Dans ce contexte, le regroupement des dépenses budgétaires dans les titres visés au présent article a principalement pour vocation d'assurer une bonne lisibilité des moyens.
Si le débat budgétaire doit être renouvelé en se centrant sur les performances des acteurs, la considération des moyens n'en deviendra pas pour autant indifférente.
Même s'il souscrit sans réserve au principe de globalisation des crédits dont l'expression la plus achevée est celle de la « fongibilité asymétrique des crédits » 21 ( * ) , votre rapporteur n'en tire pas la conséquence d'une insignifiance de la nature des moyens de l'action publique. Il observe d'ailleurs que telle n'est pas non plus l'approche de l'Assemblée nationale qui n'a pas poussé la nouvelle logique de globalisation des crédits jusqu'à ne prévoir que deux catégories de dépenses, celles de personnel et les autres.
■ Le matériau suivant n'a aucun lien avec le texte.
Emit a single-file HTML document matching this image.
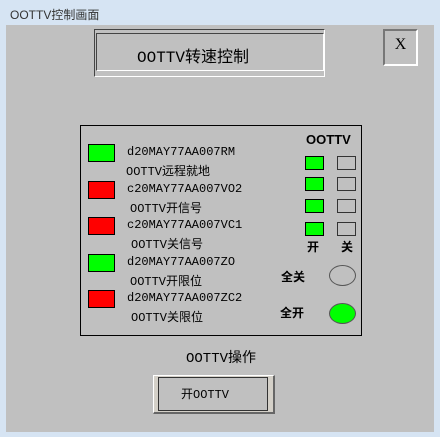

2. La nomenclature proposée
Sans écorner le moins du monde le principe de « fongibilité asymétrique des crédits » rappelé ci-avant, votre rapporteur vous propose donc une nomenclature des dépenses que devront présenter, à titre informatif, les documents budgétaires. Elle repose sur le souci de rendre compte de la nature économique et des modalités des moyens de l'action publique.
Sans prétendre que cette nomenclature doive échapper à toute critique, votre rapporteur souhaite qu'elle satisfasse les besoins de première analyse de ceux qui auront à se pencher sur les affaires budgétaires, que ce soit au stade de la prévision ou, à travers la « traçabilité » qu'elle doit favoriser, au stade de l'exécution du budget.
Décision de la commission : votre commission vous propose d'adopter cet article ainsi modifié.
* 20 Décision du Conseil constitutionnel n° 94-351 DC du 29 décembre 1994 sur la loi de finances pour 1995.
* 21 Voir le commentaire de l'article 7.